No, easy is, you cant. No elective abortions period.
I was born to two drug addicts with 10 kids, neglected my childhood, literally ate dirt, grass, sand. I ate wish sandwiches, and swallowed air. Life was very hard. My parents cared more about drugs than their kids and would forget about us, I could be gone for 3 days and they wouldn't know or care. I am happy to be alive and make something of myself. I am glad I had that opportunity where they easily could have taken my choice to live away.
Respect, chief. Judging you for those before you and deciding your ability to live for you is a no-go for me. Calling a child a fetus doesn't jive with me either. I used to teach, and some of the "kids" I taught I saw later on as adults, and just because they weren't adults when I was in their lives doesn't mean they didn't turn out to be adults.
Shit, my life wasn't a fucking yellow brick road, but I made it this far, and I learned from every trip up and fall. I lost friends and family along the way..permanent losses. And I wasn't always happy or "good"
But I stumbled and got lucky along the way and looking back I'm glad I didn't follow the pattern and off myself. But seeing the matter-of-fact egotistical "Am I right guys?" That seems to now characterize the northeast and the manupulated echo chamber of the internet lately, especially when Trump himself is a classical, shit talking, new Yorker (which are a rare breed outside of long Island and to some degree Staten island)...just fucking rubs me the wrong way sometimes.
I remember going to a March 4 Trump rally right outta Trump Tower and watching the media vultures descend, and then a few busses pulled up with some Dakota acces pipeline "save the sacred native land" pre-made signs pulled up..
Some little Asian dude rippedmy 4x6 us flag outta my hand. I went to the police on horses and they said "We didn't see nothing." And I realized I was alone.
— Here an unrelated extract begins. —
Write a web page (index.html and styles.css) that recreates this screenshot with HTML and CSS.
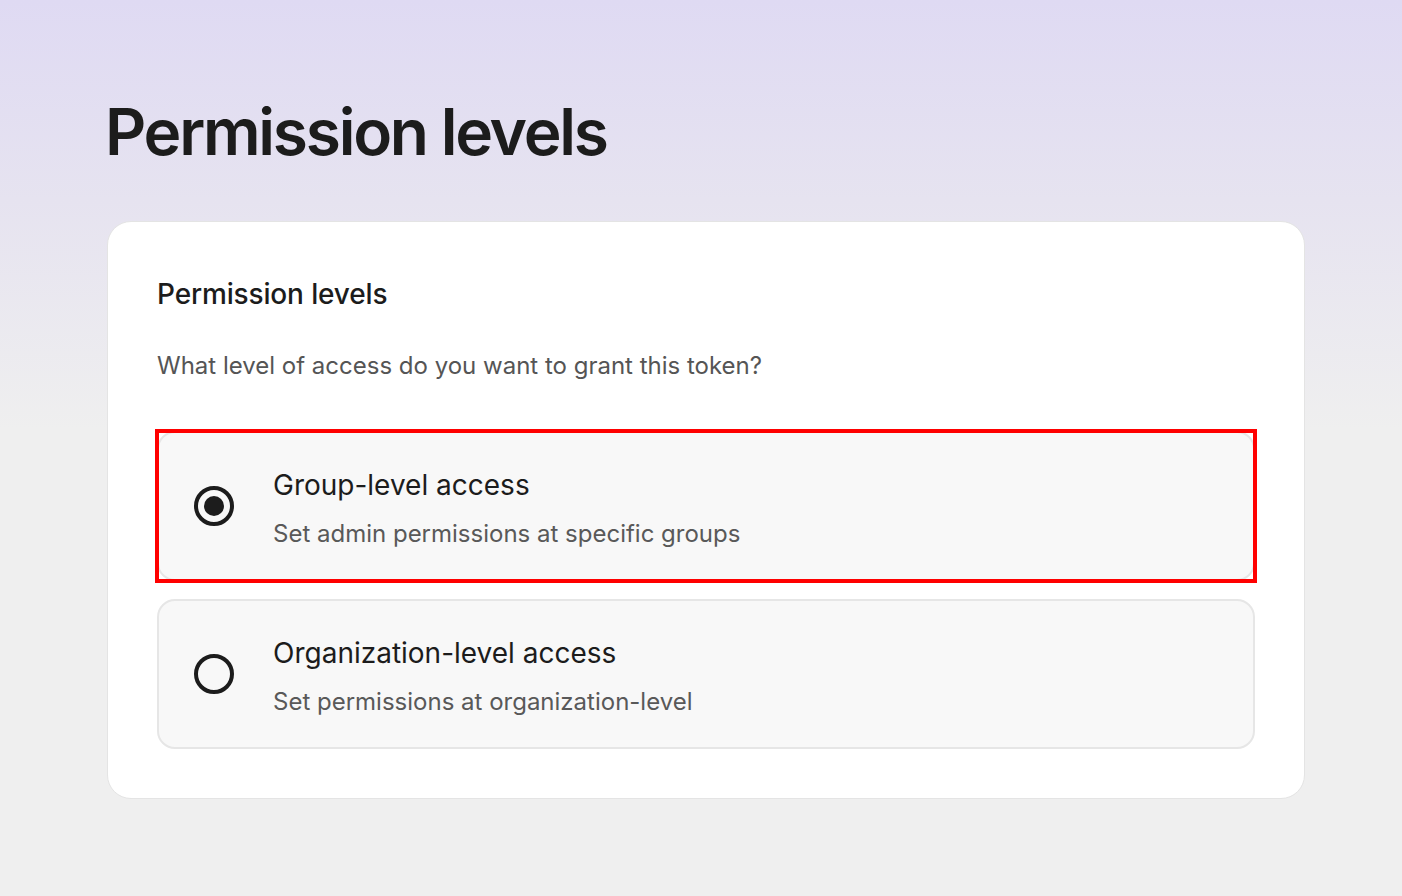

I got surrounded by a group of women in all black with bandanas covering their faces. I told them to get outta my way, one of them poured water over my head. It was cold as shit out and I knew the cops would fuck me if I made a scene so I told them to get the fuck outta my way.
When they stood there laughing and didn't move, I walked right through them without hesitating, 3 fell to the ground and started screaming for the police and recording me as if I had attacked unprovoked. I pulled my pants down under my hairy left ass cheek as I walked away so they could have something to look forward to watching every night.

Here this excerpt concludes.